A good environment, but not future-proof
If it works, why change it? It’s not that simple. One of the big challenges with on-premises environments is that they require a lot of maintenance, while keeping them up-to-date and adding new features takes a lot of work. Replacing hardware is a big investment that also comes at once to the bill. And Adevinta had plenty of reasons to upgrade.
“The data consumption, the data from HDFS and Kafka, showed a lot of challenges,” Evans explains. “On the Kafka side, it really only facilitated the central data teams of the various organizations to leverage the data. On the HDFS side, we were also using a somewhat dated version of Hadoop, which prevented us from deploying the latest tools and APIs.”
The Odin 2 solution was stuck in its on-premises environment. Adevinta had many challenges when it came to improvements and implementing expansions. Therefore, the decision was made to migrate the entire environment to Google Cloud Platform. This gives Adevinta more flexibility, and access to the tools the cloud platform can provide. It also makes it easier to provide access to the data.
3 Steps for a cloud migration
Step 1: Provide an appropriate architecture
One of the first opportunities a migration offers is that it provides an opportunity to take a hard look at the entire architecture. Now, there was the opportunity to make the architecture more unified. Evans says producers could publish to the proxy, but also publish directly to Kafka.
“If you have those two endpoint interfaces in the pipeline you get friction, because then you have two ways to authenticate. That also provides an opportunity to simplify the Apache Flink pipeline. “
Such a simplification is critical when migrating to the cloud because the cost model is different. Because usage is paid for, operations that are duplicated can create additional costs, explains Diederik Greveling, CTO at GoDataDriven Solutions. A CAPEX model is exchanged for an OPEX model, requiring the organization to be aware of actual usage. “The Flink pipeline included bot detection, for example,” he says.
“For on-premises, bot detection in Flink makes a lot of sense. But we moved that to the BigQuery writing logic. Why?

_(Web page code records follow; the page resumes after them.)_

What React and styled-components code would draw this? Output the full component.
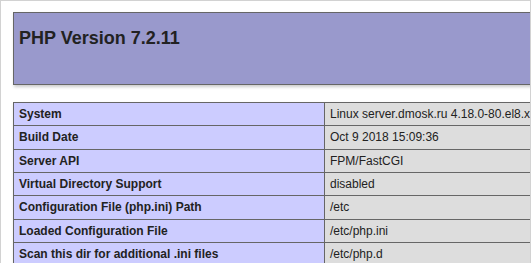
import React from "react";
import styled, { createGlobalStyle } from "styled-components";

const Global = createGlobalStyle`
  html, body { margin: 0; padding: 0; background: #fff; }
  body { font-family: "Liberation Sans", Arial, sans-serif; color: #222; }
`;

const Frame = styled.div`
  box-sizing: border-box;
  width: 531px;
  height: 263px;
  overflow: hidden;
  border: 1px solid #d2d2d2;
  border-bottom: none;
  background: #fff;
  padding: 11px 0 0 12px;
`;

const Table = styled.table`
  border-collapse: collapse;
  width: 934px;
  box-shadow: 1px 2px 3px #ccc;
  margin: 0 0 ${(p) => p.$gap || 0}px 0;
`;

const HeaderCell = styled.td`
  background: #9999cc;
  border: 1px solid #666;
  height: 72px;
  padding: 0 5px;
  vertical-align: top;
  box-sizing: border-box;
`;

const Title = styled.h1`
  margin: 15px 0 0 0;
  font-size: 18px;
  line-height: 21px;
  font-weight: bold;
  color: #222;
`;

const Row = styled.tr`
  height: 23.33px;
`;

const Cell = styled.td`
  border: 1px solid #666;
  font-size: 12px;
  line-height: 14px;
  padding: 4px 5px;
  vertical-align: middle;
  white-space: nowrap;
  color: #222;
  ${(p) =>
    p.$label
      ? `background: #ccccff; width: 300px; font-weight: bold;`
      : `background: #dddddd;`}
`;

const rows = [
  ["System", "Linux server.dmosk.ru 4.18.0-80.el8.x86_64 #1 SMP Tue Jun 4 09:19:46 UTC 2019 x86_64"],
  ["Build Date", "Oct 9 2018 15:09:36"],
  ["Server API", "FPM/FastCGI"],
  ["Virtual Directory Support", "disabled"],
  ["Configuration File (php.ini) Path", "/etc"],
  ["Loaded Configuration File", "/etc/php.ini"],
  ["Scan this dir for additional .ini files", "/etc/php.d"],
];

export default function App() {
  return (
    <>
      <Global />
      <Frame>
        <Table $gap={17}>
          <tbody>
            <tr>
              <HeaderCell>
                <Title>PHP Version 7.2.11</Title>
              </HeaderCell>
            </tr>
          </tbody>
        </Table>
        <Table>
          <tbody>
            {rows.map(([k, v]) => (
              <Row key={k}>
                <Cell $label>{k}</Cell>
                <Cell>{v}</Cell>
              </Row>
            ))}
          </tbody>
        </Table>
      </Frame>
    </>
  );
}
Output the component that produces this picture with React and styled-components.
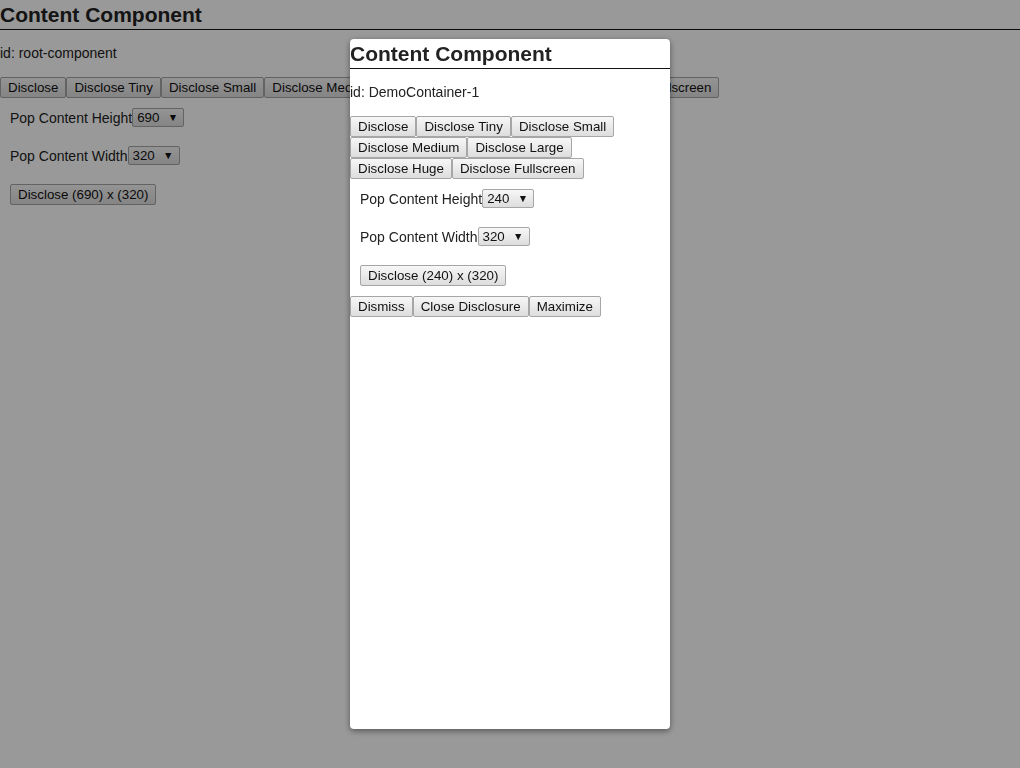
import React, { useState } from "react";
import styled, { createGlobalStyle } from "styled-components";

const GlobalStyle = createGlobalStyle`
  html, body {
    margin: 0;
    padding: 0;
    background: #ffffff;
  }
  body {
    font-family: "Liberation Sans", Arial, sans-serif;
    font-size: 14px;
    color: #222222;
  }
`;

const Page = styled.div`
  width: 100%;
  min-height: 768px;
`;

const Title = styled.h2`
  margin: 0;
  padding: 3px 0 2px;
  font-size: 21px;
  line-height: 24px;
  font-weight: bold;
  color: #222222;
  border-bottom: 1px solid #111111;
  white-space: nowrap;
`;

const IdLine = styled.p`
  margin: 15px 0;
  line-height: 17px;
  white-space: nowrap;
`;

const ButtonBar = styled.div`
  display: flex;
  flex-wrap: wrap;
`;

const Button = styled.button`
  font-family: "Liberation Sans", Arial, sans-serif;
  font-size: 13.3333px;
  line-height: 15px;
  height: 21px;
  padding: 1px 7px;
  margin: 0;
  color: #111111;
  background: linear-gradient(#f7f7f7, #dddddd);
  border: 1px solid #a6a6a6;
  border-radius: 2px;
  white-space: nowrap;
  cursor: pointer;
`;

const Form = styled.div`
  display: flex;
  flex-direction: column;
  align-items: flex-start;
  gap: 19px;
  padding: 10px;
`;

const Field = styled.label`
  display: flex;
  align-items: center;
  height: 19px;
  white-space: nowrap;
`;

const SelectWrap = styled.span`
  position: relative;
  display: inline-block;
  width: 52px;
  height: 19px;

  &::after {
    content: "▼";
    position: absolute;
    right: 6px;
    top: 3px;
    font-size: 10.5px;
    line-height: 12px;
    color: #111111;
    pointer-events: none;
  }
`;

const Select = styled.select`
  appearance: none;
  width: 100%;
  height: 100%;
  margin: 0;
  padding: 0 0 0 4px;
  font-family: "Liberation Sans", Arial, sans-serif;
  font-size: 13.3333px;
  color: #111111;
  background: linear-gradient(#f7f7f7, #dddddd);
  border: 1px solid #a6a6a6;
  border-radius: 2px;
  outline: none;
`;

const Overlay = styled.div`
  position: fixed;
  inset: 0;
  background: rgba(0, 0, 0, 0.4);
  display: flex;
  align-items: center;
  justify-content: center;
`;

const Dialog = styled.div`
  width: ${(p) => p.$w}px;
  height: ${(p) => p.$h}px;
  background: #ffffff;
  border-radius: 4px;
  box-shadow: 0 2px 6px rgba(0, 0, 0, 0.45);
  overflow: hidden;
`;

const sizes = [240, 320, 480, 690];
const buttonNames = [
  "Disclose",
  "Disclose Tiny",
  "Disclose Small",
  "Disclose Medium",
  "Disclose Large",
  "Disclose Huge",
  "Disclose Fullscreen",
];

function ContentComponent({ id, height, width, children }) {
  const [h, setH] = useState(height);
  const [w, setW] = useState(width);

  return (
    <>
      <Title>Content Component</Title>
      <IdLine>id: {id}</IdLine>
      <ButtonBar>
        {buttonNames.map((name) => (
          <Button key={name}>{name}</Button>
        ))}
      </ButtonBar>
      <Form>
        <Field>
          Pop Content Height
          <SelectWrap>
            <Select value={h} onChange={(e) => setH(Number(e.target.value))}>
              {sizes.map((s) => (
                <option key={s} value={s}>{s}</option>
              ))}
            </Select>
          </SelectWrap>
        </Field>
        <Field>
          Pop Content Width
          <SelectWrap>
            <Select value={w} onChange={(e) => setW(Number(e.target.value))}>
              {sizes.map((s) => (
                <option key={s} value={s}>{s}</option>
              ))}
            </Select>
          </SelectWrap>
        </Field>
        <Button>
          Disclose ({h}) x ({w})
        </Button>
      </Form>
      {children}
    </>
  );
}

export default function App() {
  return (
    <Page>
      <GlobalStyle />
      <ContentComponent id="root-component" height={690} width={320} />
      <Overlay>
        <Dialog $w={320} $h={690}>
          <ContentComponent id="DemoContainer-1" height={240} width={320}>
            <ButtonBar>
              <Button>Dismiss</Button>
              <Button>Close Disclosure</Button>
              <Button>Maximize</Button>
            </ButtonBar>
          </ContentComponent>
        </Dialog>
      </Overlay>
    </Page>
  );
}
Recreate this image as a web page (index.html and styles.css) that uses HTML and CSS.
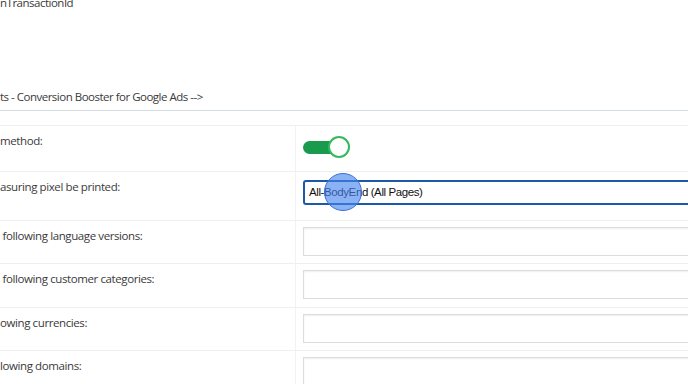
FILE: index.html
```html
<!DOCTYPE html>
<html>
<head>
<meta charset="utf-8">
<link rel="stylesheet" href="styles.css">
</head>
<body>
<div class="page">
  <div class="top-text">nTransactionId</div>
  <div class="section-head">ts - Conversion Booster for Google Ads --&gt;</div>
  <div class="settings">
    <div class="row row-1">
      <div class="label">method:</div>
      <div class="field">
        <div class="toggle"><span class="track"></span><span class="knob"></span></div>
      </div>
    </div>
    <div class="row row-2">
      <div class="label">asuring pixel be printed:</div>
      <div class="field">
        <div class="select">All-BodyEnd (All Pages)<span class="click-dot"></span></div>
      </div>
    </div>
    <div class="row row-3">
      <div class="label">&nbsp;following language versions:</div>
      <div class="field"><div class="input"></div></div>
    </div>
    <div class="row row-4">
      <div class="label">&nbsp;following customer categories:</div>
      <div class="field"><div class="input"></div></div>
    </div>
    <div class="row row-5">
      <div class="label">owing currencies:</div>
      <div class="field"><div class="input"></div></div>
    </div>
    <div class="row row-6">
      <div class="label">lowing domains:</div>
      <div class="field"><div class="input"></div></div>
    </div>
  </div>
</div>
</body>
</html>
```

FILE: styles.css
```css
html, body {
  margin: 0;
  padding: 0;
  background: #ffffff;
  overflow: hidden;
}
body {
  width: 688px;
  height: 384px;
  font-family: "Open Sans", "Noto Sans", sans-serif;
  color: #3a3a3a;
}
.page {
  display: flex;
  flex-direction: column;
}
.top-text {
  font-size: 11.5px;
  letter-spacing: -0.5px;
  line-height: 14px;
  margin-top: -4px;
  height: 14px;
}
.section-head {
  margin-top: 80px;
  font-size: 11.5px;
  letter-spacing: -0.5px;
  line-height: 14px;
  height: 20px;
  border-bottom: 1.5px solid #d3dce3;
}
.settings {
  margin-top: 14px;
  display: flex;
  flex-direction: column;
  width: 720px;
}
.row {
  display: grid;
  grid-template-columns: 295px 1fr;
  border-top: 1px solid #efefef;
}
.row-1 { height: 45px; }
.row-2 { height: 48px; }
.row-3 { height: 42px; }
.row-4 { height: 43px; }
.row-5 { height: 42px; }
.row-6 { height: 40px; }
.label {
  font-size: 11.5px;
  letter-spacing: -0.4px;
  line-height: 14px;
  padding-top: 8px;
  white-space: pre;
}
.field {
  border-left: 1px solid #f2f2f2;
  padding-left: 7px;
  padding-top: 6px;
}
.row-1 .field { padding-top: 10px; }
.toggle {
  position: relative;
  width: 48px;
  height: 22px;
}
.track {
  position: absolute;
  left: 0;
  top: 5px;
  width: 40px;
  height: 13px;
  border-radius: 7px;
  background: #1a9a4c;
}
.knob {
  position: absolute;
  left: 25px;
  top: 0;
  width: 18px;
  height: 18px;
  border-radius: 50%;
  background: #ffffff;
  border: 2px solid #33b95e;
}
.select {
  position: relative;
  box-sizing: border-box;
  height: 25px;
  border: 2px solid #1c5aa8;
  border-radius: 3px;
  font-family: "Liberation Sans", Arial, sans-serif;
  font-size: 11.5px;
  letter-spacing: -0.4px;
  line-height: 21px;
  padding-left: 4px;
  color: #111;
  margin-top: 2px;
}
.click-dot {
  position: absolute;
  left: 19px;
  top: -9px;
  width: 36px;
  height: 36px;
  border-radius: 50%;
  background: rgba(70, 130, 240, 0.62);
  border: 1.5px solid #3a6fd8;
}
.input {
  box-sizing: border-box;
  height: 29px;
  border: 1px solid #dcdcdc;
  box-shadow: inset 0 1px 2px rgba(0,0,0,0.07);
  background: #fff;
}
```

Because then we only need to read from the subscription once, and that is obviously cheaper.
You have to think about cost when migrating to the cloud.” For the scale at which Adevinta operates, this quickly saves tens of thousands of euros.
Step 2: Implement and optimize the cloud infrastructure
The data was mirrored from on-prem to test the cloud implementation with the full data volume. However, the cloud implementation in DataFlow turned out to be suboptimal, in part because it was doing two things at once: it was writing the data from Pub/Sub to BigQuery, but it was also performing bot detection. “It affected other parts of the pipeline,” Evans says. “Bot detection is important, but is more something that is more Best Effort.
But the primary goal is to get the data into BigQuery. That should not be affected by something of lesser importance. Splitting the two led to a big improvement.”
As the architecture is improved, a migration may take longer than previously estimated. But in most cases, it is well worth it.
Step 3: look for the small benefits
It’s all similar to developing for on-premises, according to Greveling. But once it works, he notes, a lot of time is actually saved because the cloud environment is partially or even completely managed. In addition, there are all kinds of small benefits that can add up to make a big difference. “The Odin collector, for example, where tenants send their messages, appears to work well on Cloud Run,” Greveling mentions. “And I should add that it has become even more advantageous. Recently, it is no longer necessary to pay per request, but per CPU allocation. Because of that, those costs were reduced to one-tenth.”
Expanding or even duplicating the environment from that point on is also very easy, Greveling explains. “We had a tenant in Australia, while our infrastructure is in Western Europe,” he says. “The request came in whether we could also make something available in Australia, for example, to reduce latency and transfer costs. It took us maybe a couple of hours. Once you get there, you can scale much easier.”